Latin American Percussion

 

    Congas are often played in two/three or four combinations.   So many great players, so many styles. Long barrel drums with one head each and played with either the heel          of the hand, the fingertips, or slapped with the whole hand, enabling each hand to double up and getting a range of tones and combinations.

 

Bongos (why do so many people call the tablas bongos??) small hand pair of drums each with one head, higher pitched but with less sound variety- but will cut through anything!

Bass drums used esp. in Sambas to accent the one and three.

Maracas, cowbells, shakers, triangles, pandeiro (tambourine)

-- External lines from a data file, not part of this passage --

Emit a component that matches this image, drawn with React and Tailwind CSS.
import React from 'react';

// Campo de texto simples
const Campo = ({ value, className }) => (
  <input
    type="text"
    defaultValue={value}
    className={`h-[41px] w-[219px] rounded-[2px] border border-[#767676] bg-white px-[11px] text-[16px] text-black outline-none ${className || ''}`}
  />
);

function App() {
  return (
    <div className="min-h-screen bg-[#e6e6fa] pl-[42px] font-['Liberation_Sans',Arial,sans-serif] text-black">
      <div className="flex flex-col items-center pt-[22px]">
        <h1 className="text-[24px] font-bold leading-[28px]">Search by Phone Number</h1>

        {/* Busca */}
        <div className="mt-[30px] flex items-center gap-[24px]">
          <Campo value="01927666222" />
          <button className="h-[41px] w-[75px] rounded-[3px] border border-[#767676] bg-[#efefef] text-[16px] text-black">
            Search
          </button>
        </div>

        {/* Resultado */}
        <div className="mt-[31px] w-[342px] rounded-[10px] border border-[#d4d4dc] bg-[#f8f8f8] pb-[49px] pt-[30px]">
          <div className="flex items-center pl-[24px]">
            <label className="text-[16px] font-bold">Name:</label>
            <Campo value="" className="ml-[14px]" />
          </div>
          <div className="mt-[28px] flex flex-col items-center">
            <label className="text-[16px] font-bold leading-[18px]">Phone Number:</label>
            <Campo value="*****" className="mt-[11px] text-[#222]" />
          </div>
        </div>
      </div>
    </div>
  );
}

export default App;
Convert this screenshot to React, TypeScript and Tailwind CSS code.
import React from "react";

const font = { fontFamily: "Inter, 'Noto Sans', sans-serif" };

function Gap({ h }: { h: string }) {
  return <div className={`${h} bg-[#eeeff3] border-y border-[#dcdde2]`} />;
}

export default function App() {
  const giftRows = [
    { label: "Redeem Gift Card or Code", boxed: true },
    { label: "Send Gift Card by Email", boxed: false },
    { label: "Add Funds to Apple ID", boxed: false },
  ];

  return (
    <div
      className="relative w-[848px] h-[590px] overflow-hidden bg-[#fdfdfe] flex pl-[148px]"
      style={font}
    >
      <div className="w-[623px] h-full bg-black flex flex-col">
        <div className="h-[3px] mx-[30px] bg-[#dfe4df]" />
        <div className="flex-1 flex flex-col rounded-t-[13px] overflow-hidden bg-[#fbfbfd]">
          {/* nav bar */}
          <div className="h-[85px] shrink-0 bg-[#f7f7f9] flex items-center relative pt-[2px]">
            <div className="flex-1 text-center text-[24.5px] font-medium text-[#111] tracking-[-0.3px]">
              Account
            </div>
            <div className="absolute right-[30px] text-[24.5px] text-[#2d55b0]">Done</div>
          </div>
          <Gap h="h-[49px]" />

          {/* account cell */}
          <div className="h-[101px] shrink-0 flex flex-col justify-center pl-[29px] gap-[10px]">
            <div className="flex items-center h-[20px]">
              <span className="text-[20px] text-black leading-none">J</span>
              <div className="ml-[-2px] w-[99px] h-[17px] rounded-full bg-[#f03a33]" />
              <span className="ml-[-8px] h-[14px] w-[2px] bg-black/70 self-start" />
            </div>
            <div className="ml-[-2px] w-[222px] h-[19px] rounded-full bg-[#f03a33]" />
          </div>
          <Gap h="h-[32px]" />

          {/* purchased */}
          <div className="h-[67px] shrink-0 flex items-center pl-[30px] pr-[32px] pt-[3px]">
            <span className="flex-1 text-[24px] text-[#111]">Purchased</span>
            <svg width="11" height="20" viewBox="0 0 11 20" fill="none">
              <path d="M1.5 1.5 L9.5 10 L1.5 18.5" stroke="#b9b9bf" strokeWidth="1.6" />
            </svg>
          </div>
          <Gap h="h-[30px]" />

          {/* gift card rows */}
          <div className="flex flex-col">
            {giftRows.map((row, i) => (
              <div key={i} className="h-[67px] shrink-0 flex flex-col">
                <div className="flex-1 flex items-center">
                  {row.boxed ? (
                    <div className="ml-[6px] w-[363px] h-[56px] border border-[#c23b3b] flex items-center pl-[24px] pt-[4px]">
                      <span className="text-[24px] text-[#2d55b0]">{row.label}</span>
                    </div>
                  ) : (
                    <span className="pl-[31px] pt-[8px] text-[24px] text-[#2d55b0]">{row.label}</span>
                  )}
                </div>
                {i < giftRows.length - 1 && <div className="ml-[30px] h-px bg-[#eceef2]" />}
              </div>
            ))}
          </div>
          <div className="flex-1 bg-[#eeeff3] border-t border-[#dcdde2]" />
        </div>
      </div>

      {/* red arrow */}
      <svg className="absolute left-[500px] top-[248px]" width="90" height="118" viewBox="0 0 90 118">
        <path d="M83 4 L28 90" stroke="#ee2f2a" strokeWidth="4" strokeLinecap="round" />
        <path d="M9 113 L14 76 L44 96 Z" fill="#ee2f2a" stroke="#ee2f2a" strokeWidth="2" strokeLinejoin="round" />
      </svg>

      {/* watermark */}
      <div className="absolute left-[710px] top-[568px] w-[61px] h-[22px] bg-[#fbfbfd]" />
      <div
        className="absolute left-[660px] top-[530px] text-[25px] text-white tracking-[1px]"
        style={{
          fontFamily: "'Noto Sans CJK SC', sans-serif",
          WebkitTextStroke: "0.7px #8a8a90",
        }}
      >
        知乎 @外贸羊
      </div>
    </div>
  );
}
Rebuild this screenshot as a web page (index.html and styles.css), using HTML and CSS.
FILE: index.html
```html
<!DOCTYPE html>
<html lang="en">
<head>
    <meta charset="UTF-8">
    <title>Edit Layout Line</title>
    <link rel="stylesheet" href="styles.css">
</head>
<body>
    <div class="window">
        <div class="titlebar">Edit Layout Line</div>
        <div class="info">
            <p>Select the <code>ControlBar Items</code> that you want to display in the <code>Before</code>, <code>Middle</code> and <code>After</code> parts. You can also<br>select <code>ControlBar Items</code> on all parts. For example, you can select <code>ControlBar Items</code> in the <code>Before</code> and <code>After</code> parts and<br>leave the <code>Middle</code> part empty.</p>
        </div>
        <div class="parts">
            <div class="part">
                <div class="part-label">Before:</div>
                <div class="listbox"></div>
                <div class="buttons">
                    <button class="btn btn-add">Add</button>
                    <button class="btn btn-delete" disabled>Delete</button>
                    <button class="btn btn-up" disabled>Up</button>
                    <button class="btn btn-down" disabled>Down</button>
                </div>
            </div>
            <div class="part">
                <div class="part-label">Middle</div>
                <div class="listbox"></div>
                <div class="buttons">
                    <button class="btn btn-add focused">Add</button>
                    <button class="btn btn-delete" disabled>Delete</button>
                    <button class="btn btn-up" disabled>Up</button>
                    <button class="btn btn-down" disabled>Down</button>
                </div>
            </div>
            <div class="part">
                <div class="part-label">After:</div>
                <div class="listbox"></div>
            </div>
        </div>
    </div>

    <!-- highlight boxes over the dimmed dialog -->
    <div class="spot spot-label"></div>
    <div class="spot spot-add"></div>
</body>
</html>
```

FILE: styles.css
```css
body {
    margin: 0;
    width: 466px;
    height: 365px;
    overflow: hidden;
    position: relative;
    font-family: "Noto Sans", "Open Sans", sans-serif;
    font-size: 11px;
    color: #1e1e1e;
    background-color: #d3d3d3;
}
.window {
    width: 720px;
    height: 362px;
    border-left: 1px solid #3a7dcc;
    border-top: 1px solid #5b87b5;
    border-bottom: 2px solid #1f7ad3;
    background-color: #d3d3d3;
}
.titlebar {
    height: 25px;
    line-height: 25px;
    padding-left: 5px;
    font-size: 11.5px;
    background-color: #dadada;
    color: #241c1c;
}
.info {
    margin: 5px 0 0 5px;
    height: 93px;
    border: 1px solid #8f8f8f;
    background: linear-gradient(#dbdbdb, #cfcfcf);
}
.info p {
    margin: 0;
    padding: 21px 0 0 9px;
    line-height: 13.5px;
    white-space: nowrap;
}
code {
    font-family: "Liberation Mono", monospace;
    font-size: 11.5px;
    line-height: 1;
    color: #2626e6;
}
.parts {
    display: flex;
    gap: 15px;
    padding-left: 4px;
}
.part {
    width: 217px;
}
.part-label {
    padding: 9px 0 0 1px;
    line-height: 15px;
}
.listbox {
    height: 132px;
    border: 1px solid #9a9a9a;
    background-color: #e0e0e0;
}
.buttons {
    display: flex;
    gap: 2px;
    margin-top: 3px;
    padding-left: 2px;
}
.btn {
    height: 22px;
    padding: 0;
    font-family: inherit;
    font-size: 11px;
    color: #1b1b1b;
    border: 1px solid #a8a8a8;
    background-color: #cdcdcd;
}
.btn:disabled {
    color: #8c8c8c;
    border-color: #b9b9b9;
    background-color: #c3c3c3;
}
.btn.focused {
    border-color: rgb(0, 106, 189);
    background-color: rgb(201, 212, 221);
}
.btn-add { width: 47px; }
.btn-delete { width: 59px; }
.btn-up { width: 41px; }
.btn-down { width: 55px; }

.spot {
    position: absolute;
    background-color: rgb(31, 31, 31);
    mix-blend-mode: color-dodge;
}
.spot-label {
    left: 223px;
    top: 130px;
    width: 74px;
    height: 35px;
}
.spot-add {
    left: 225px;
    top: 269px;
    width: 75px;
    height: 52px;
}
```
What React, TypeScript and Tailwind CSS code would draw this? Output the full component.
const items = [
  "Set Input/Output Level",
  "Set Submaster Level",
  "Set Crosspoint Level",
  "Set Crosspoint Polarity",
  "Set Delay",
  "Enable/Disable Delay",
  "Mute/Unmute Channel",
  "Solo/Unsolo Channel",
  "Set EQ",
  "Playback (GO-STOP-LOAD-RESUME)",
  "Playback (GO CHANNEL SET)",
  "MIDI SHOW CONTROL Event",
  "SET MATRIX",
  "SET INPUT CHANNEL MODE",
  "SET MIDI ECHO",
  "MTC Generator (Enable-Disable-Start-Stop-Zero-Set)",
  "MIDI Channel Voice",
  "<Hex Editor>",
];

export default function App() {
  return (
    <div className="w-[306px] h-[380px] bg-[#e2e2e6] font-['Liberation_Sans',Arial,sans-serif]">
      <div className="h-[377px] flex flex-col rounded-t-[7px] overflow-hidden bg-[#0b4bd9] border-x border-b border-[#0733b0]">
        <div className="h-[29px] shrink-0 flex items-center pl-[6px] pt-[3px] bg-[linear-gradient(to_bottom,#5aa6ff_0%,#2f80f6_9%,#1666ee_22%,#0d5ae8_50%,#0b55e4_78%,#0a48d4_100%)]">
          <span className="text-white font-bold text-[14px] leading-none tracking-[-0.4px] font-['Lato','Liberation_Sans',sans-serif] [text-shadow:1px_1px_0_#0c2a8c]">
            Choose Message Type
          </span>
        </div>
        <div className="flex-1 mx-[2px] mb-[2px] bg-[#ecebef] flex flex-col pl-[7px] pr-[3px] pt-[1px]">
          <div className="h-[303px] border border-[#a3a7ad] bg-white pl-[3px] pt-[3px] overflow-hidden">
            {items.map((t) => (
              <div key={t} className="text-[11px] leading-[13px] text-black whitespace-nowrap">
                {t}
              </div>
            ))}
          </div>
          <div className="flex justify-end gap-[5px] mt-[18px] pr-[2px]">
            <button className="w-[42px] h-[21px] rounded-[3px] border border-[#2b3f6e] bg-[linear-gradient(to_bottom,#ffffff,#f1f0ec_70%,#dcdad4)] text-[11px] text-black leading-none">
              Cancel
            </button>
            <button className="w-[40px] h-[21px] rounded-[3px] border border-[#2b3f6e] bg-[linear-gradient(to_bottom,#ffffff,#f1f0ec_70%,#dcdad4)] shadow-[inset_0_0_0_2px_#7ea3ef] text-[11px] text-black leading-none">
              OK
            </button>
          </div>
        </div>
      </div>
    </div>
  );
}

Timbales- metal pair of drums played with sticks and used to decorate accent and solo in an ensemble,

Claves often used to accent the clave or base rhythm pattern underlying LA music

 

African Percussion

Whew – the alleged cradle of music and civilization- the traditions and the range of musical colours and sounds goes on and on.  I first started listening to various ethnomusicologists like High Tracey’s and his field recordings, and still have many ethno-music LPs and CDs in my library.  The different tribes and countries, so many different inspirations and flavours! A language in itself that plugs us into the ancient instinctual feelings that rhythm and dance may give us. 

 

Djembe (above) a goblet shaped drum from West Africa, Senegal etc., Pan Logo(below) a squat barrel drum from Nigeria etc., Drums of all shapes and sizes, Talking drums where you squeeze under your arm and the pitch changes, Log Drums made out of wood and played with mallets, xylophones, balaphons, shakers.

 

 

Gongs and other Percussion

 

I have always loved the feeling of gongs, finger cymbals, bells, and chimes, temple blocks, nature sounds, castanets, click-y things, shake-y things, rattle-y things, thuds and my  collection as you would expect by now after 50 years or so, is eclectic and varied. 

The Global reach is vast from West to East ranging from North/South America across through Europe, East Europe,Middle Eastern over to Tibetan, Indian, Burmese, S E Asian and Japan to western chime-y sounds. 

I use them for atmospherics and sound textures in various combinations.